-- Work to do --
Extract each line bearing the word "index".

--- START Supplied material ---

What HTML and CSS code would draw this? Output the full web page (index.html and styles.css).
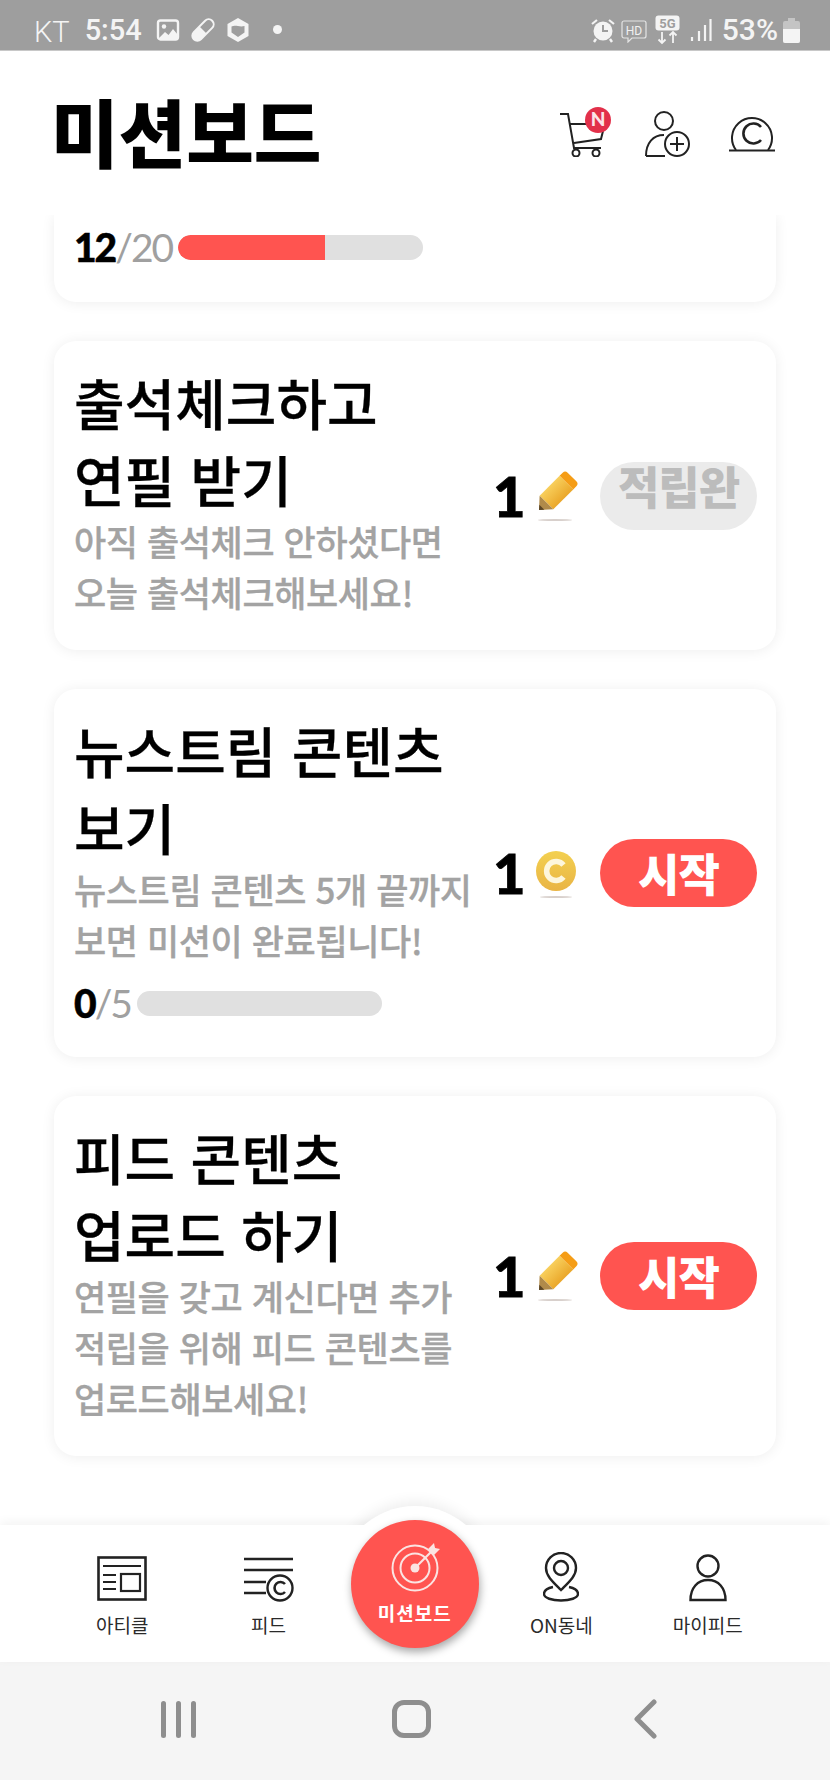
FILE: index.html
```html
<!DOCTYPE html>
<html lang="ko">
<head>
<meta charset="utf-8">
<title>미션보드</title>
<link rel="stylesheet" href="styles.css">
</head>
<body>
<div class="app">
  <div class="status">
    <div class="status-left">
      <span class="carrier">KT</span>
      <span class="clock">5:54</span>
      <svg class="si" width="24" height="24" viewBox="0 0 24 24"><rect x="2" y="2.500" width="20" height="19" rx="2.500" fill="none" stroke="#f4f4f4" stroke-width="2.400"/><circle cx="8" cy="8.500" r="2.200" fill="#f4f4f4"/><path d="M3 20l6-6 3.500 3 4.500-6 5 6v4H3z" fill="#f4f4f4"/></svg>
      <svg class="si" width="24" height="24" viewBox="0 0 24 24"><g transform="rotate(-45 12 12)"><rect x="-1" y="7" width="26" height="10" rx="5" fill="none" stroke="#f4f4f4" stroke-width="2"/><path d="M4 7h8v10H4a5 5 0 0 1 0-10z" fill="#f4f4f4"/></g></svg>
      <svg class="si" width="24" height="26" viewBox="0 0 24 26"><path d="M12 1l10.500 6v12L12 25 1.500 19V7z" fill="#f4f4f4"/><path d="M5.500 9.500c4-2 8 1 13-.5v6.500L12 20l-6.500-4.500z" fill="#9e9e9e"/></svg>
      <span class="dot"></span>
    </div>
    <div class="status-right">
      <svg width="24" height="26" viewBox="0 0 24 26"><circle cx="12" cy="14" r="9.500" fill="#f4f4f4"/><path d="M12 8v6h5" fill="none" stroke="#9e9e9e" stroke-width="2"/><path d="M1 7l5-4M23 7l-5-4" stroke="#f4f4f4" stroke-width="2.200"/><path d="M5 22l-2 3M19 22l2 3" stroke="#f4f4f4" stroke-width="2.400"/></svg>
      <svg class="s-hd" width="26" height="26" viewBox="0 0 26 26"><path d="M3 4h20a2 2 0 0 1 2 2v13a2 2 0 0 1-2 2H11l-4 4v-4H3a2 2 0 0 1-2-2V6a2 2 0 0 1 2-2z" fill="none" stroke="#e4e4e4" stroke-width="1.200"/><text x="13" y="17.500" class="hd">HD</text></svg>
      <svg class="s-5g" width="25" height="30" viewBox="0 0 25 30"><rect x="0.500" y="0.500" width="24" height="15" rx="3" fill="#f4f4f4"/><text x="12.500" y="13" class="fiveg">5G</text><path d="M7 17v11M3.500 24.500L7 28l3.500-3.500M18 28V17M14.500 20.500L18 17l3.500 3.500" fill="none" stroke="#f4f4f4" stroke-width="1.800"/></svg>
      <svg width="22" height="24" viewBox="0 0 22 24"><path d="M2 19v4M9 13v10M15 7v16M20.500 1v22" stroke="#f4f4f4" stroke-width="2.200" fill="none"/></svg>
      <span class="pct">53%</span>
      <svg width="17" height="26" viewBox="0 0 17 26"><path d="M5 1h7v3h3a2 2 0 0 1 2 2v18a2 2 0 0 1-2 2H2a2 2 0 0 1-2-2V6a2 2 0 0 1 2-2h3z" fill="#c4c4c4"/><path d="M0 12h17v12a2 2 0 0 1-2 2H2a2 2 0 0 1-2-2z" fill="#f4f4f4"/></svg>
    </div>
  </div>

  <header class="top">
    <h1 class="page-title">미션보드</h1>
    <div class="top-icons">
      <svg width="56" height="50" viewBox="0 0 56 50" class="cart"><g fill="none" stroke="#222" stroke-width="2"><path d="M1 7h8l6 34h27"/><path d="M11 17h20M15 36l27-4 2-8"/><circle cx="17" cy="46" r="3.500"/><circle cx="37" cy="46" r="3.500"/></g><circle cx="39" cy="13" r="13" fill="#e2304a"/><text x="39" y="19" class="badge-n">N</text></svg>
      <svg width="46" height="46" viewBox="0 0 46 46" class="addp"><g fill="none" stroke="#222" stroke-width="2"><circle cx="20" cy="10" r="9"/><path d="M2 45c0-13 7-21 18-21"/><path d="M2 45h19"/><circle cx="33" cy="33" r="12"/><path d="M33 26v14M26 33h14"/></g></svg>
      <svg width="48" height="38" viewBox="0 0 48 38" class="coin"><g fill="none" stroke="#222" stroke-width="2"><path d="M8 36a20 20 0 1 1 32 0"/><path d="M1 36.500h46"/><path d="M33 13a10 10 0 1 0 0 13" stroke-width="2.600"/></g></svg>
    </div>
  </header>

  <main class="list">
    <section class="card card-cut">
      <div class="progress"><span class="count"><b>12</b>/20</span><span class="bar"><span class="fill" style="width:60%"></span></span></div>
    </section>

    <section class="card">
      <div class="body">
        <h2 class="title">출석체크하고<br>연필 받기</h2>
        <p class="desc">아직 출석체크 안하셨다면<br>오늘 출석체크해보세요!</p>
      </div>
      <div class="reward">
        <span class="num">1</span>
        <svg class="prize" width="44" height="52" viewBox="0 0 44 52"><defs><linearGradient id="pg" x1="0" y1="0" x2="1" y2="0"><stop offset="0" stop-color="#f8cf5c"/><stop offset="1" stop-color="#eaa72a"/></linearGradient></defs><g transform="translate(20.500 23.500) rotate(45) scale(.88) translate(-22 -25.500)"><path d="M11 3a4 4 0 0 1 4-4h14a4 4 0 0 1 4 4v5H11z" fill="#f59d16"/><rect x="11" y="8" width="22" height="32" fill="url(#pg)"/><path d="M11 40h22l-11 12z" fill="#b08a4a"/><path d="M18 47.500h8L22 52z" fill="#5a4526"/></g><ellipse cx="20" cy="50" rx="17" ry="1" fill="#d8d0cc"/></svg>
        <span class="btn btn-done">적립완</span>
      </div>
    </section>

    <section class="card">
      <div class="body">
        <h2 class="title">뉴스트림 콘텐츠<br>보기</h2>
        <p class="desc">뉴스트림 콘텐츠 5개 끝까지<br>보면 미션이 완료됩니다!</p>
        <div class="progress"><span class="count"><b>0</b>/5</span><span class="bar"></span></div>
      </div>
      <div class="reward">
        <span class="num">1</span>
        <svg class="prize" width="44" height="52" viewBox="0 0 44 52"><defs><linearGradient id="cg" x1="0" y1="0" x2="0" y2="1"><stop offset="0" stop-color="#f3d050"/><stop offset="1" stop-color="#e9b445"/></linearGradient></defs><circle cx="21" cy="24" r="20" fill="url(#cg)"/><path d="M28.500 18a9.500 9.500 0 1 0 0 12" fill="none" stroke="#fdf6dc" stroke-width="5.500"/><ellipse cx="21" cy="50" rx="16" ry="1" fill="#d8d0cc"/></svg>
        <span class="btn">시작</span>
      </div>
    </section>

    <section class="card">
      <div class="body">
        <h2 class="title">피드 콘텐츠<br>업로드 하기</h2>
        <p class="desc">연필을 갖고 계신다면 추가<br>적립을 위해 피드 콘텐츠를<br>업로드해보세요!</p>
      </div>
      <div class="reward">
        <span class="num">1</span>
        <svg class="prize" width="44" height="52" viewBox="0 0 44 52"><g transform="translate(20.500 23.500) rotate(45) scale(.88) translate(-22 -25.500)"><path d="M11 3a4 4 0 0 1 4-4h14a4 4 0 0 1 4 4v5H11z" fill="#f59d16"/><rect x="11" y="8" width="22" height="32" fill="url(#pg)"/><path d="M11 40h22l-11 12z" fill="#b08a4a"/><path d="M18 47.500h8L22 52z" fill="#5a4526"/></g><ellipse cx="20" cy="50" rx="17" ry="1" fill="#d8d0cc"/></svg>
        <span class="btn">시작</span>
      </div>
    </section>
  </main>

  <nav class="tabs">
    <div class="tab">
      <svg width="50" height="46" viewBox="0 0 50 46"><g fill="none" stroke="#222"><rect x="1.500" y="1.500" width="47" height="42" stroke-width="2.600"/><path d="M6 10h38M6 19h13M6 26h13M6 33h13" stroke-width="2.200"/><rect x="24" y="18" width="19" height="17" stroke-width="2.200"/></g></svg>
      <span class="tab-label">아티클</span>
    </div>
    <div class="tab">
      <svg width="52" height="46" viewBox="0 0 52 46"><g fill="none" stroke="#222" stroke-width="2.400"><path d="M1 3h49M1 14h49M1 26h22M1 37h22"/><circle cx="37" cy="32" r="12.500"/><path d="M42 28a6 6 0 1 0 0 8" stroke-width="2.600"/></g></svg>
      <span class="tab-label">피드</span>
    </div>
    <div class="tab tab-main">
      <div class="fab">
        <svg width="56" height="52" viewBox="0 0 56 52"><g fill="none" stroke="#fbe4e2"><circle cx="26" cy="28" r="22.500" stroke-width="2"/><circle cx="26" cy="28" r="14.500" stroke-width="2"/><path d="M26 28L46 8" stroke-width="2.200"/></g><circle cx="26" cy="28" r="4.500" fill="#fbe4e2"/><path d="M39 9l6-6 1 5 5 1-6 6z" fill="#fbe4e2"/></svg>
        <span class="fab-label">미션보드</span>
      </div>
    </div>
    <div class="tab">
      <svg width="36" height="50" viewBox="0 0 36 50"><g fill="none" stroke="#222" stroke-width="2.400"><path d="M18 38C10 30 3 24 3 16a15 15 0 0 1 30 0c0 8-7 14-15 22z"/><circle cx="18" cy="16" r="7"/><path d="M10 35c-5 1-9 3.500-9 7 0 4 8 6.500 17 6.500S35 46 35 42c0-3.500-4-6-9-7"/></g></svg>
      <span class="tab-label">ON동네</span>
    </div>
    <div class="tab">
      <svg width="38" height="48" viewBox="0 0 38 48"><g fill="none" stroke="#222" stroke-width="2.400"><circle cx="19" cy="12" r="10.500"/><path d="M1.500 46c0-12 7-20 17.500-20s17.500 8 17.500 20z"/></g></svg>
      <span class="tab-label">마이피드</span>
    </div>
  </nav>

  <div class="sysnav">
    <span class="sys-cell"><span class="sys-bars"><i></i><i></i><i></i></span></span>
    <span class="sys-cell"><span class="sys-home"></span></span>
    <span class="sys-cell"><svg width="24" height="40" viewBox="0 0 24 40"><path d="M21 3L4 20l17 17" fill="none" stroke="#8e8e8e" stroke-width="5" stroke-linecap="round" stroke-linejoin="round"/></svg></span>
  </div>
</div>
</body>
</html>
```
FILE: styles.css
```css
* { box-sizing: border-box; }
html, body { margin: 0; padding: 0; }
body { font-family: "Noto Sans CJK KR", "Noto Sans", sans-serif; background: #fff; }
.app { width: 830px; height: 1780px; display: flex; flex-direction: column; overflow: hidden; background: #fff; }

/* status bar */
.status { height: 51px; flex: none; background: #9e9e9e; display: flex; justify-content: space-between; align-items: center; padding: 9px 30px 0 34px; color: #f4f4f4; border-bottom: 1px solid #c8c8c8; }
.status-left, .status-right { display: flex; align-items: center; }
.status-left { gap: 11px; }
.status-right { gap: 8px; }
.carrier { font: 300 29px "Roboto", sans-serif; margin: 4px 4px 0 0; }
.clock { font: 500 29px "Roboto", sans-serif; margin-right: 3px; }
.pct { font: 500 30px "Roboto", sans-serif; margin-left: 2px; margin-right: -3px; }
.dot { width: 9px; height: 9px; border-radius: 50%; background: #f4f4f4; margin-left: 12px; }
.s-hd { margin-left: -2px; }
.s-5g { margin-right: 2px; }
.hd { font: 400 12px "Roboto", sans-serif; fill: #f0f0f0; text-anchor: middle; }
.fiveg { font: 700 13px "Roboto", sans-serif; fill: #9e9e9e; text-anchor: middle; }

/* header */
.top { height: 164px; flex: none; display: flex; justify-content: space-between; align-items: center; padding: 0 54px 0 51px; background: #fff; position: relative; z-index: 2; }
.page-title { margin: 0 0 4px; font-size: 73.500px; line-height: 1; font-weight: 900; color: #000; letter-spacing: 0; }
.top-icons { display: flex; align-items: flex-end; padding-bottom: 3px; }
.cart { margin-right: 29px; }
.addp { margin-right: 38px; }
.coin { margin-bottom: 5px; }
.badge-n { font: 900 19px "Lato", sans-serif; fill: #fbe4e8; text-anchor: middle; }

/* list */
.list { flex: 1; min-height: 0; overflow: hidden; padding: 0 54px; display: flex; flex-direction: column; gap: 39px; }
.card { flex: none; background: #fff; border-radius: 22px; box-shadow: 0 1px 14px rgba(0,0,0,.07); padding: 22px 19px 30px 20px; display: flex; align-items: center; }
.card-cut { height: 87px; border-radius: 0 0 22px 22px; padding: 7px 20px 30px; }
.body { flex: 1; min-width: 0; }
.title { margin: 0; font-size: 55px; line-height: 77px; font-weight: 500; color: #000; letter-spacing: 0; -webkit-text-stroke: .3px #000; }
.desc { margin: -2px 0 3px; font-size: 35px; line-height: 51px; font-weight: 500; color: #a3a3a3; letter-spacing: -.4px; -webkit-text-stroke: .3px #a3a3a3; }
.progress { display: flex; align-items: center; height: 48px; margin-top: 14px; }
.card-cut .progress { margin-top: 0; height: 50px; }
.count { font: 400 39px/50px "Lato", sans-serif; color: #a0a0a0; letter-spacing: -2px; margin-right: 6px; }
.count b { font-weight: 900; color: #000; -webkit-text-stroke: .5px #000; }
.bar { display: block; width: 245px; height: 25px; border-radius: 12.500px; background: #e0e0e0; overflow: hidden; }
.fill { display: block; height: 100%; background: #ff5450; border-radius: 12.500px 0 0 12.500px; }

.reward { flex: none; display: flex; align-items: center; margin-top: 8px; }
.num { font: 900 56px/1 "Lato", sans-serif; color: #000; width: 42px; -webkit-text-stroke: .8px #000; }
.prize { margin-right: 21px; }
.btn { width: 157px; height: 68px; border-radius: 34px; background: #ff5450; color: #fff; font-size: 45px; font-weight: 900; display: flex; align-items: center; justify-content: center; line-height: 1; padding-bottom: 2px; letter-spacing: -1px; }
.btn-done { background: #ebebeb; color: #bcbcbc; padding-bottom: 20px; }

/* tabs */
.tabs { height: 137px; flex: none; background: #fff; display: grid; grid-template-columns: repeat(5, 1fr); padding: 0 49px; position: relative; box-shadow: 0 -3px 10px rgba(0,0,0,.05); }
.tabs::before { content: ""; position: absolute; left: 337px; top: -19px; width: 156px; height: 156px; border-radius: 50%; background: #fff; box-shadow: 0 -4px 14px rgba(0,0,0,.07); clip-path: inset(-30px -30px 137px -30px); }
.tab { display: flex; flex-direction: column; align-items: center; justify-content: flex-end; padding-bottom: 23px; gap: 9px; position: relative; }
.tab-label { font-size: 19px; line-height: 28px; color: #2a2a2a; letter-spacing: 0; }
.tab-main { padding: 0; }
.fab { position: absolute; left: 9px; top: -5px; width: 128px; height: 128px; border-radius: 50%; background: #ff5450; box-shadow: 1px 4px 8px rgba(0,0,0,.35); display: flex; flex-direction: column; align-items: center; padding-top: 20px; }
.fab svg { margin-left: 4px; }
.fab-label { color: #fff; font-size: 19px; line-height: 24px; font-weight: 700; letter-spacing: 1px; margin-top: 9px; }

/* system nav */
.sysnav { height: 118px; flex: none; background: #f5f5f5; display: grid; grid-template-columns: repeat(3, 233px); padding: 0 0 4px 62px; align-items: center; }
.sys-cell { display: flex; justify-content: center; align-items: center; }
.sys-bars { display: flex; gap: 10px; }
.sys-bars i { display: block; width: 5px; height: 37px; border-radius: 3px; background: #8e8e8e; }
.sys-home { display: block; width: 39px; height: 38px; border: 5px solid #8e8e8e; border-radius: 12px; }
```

--- END Supplied material ---

-- Answer to this exercise --
What HTML and CSS code would draw this? Output the full web page (index.html and styles.css).
FILE: index.html
.top { height: 164px; flex: none; display: flex; justify-content: space-between; align-items: center; padding: 0 54px 0 51px; background: #fff; position: relative; z-index: 2; }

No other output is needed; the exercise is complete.